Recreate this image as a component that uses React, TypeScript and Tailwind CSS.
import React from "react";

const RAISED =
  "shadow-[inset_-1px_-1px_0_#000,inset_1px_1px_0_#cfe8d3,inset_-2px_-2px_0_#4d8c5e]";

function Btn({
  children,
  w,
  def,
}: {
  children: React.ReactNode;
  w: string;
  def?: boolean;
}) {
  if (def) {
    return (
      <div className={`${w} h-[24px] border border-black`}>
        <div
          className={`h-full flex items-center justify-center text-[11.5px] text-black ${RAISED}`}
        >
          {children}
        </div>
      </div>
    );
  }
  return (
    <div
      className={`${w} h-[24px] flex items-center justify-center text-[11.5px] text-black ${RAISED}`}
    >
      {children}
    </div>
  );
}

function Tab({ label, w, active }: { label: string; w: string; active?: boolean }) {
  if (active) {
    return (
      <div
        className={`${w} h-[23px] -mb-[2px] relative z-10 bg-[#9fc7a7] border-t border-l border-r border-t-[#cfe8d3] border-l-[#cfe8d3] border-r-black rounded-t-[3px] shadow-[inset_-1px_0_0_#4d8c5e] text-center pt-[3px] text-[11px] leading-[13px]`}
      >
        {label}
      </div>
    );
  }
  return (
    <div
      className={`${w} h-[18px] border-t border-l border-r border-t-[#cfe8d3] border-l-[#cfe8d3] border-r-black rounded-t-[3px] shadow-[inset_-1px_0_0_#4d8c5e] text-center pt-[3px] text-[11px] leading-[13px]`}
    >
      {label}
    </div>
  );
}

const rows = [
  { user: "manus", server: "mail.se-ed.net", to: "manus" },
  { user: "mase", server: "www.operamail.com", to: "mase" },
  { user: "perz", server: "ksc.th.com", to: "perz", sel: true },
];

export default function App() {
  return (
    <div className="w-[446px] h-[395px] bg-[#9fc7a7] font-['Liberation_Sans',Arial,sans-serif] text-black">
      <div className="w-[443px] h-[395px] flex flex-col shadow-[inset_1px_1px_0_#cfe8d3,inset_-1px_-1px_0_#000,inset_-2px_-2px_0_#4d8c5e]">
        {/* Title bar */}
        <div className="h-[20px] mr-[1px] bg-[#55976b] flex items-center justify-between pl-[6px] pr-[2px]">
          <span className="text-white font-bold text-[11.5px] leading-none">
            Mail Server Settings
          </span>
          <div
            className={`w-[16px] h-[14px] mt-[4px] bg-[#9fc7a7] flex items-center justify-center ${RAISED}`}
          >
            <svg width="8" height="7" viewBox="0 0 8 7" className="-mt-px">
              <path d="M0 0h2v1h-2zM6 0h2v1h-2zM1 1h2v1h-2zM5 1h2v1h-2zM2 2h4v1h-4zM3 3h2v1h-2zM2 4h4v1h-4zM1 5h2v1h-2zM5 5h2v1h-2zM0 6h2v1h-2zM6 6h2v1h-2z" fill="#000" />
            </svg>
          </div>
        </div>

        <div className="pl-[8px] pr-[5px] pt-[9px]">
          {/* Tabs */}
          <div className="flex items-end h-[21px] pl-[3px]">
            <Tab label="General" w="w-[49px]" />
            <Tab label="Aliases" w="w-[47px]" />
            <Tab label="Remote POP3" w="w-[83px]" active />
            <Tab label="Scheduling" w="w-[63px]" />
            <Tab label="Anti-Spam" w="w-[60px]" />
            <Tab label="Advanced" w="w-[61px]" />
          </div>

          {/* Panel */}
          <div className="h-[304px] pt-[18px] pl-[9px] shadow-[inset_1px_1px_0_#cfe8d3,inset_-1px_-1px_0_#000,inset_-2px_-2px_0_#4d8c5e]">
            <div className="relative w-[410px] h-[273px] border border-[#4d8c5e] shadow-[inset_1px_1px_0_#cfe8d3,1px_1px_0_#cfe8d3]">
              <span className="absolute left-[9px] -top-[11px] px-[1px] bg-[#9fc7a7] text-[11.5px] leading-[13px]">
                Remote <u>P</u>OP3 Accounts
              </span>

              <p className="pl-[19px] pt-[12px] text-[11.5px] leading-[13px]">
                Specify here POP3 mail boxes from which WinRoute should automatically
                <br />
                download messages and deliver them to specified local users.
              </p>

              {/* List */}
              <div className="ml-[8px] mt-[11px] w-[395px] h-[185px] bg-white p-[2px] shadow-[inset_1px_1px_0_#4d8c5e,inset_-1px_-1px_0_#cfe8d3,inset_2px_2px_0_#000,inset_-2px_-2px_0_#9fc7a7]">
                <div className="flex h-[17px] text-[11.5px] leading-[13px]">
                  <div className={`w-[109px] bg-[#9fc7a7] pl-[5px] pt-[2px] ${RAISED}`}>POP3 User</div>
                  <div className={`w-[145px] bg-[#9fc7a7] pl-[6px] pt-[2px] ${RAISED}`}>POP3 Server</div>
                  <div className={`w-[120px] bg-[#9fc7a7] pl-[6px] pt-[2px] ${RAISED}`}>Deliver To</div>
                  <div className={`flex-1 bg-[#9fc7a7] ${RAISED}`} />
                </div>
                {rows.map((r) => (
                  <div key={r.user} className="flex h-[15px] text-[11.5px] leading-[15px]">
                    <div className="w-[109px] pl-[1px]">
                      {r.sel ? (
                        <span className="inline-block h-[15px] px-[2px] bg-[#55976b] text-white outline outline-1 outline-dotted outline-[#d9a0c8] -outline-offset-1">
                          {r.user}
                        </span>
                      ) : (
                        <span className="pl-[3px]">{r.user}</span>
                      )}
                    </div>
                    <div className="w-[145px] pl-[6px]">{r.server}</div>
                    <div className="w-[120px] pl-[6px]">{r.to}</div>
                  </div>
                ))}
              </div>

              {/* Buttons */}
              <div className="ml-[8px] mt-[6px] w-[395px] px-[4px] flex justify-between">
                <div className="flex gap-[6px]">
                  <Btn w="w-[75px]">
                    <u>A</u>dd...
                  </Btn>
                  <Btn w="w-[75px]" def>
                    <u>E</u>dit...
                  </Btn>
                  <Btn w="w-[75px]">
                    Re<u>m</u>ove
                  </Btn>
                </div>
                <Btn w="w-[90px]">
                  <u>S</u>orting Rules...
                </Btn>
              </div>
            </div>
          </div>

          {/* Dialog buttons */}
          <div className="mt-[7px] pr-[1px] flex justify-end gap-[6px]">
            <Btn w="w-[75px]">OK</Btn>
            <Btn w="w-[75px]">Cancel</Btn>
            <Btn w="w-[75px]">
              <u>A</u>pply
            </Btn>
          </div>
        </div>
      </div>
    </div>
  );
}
* * * * * * *
# Set task
Return every line in the listing that contains the word "React".

# The response
Recreate this image as a component that uses React, TypeScript and Tailwind CSS.
import React from "react";
  children: React.ReactNode;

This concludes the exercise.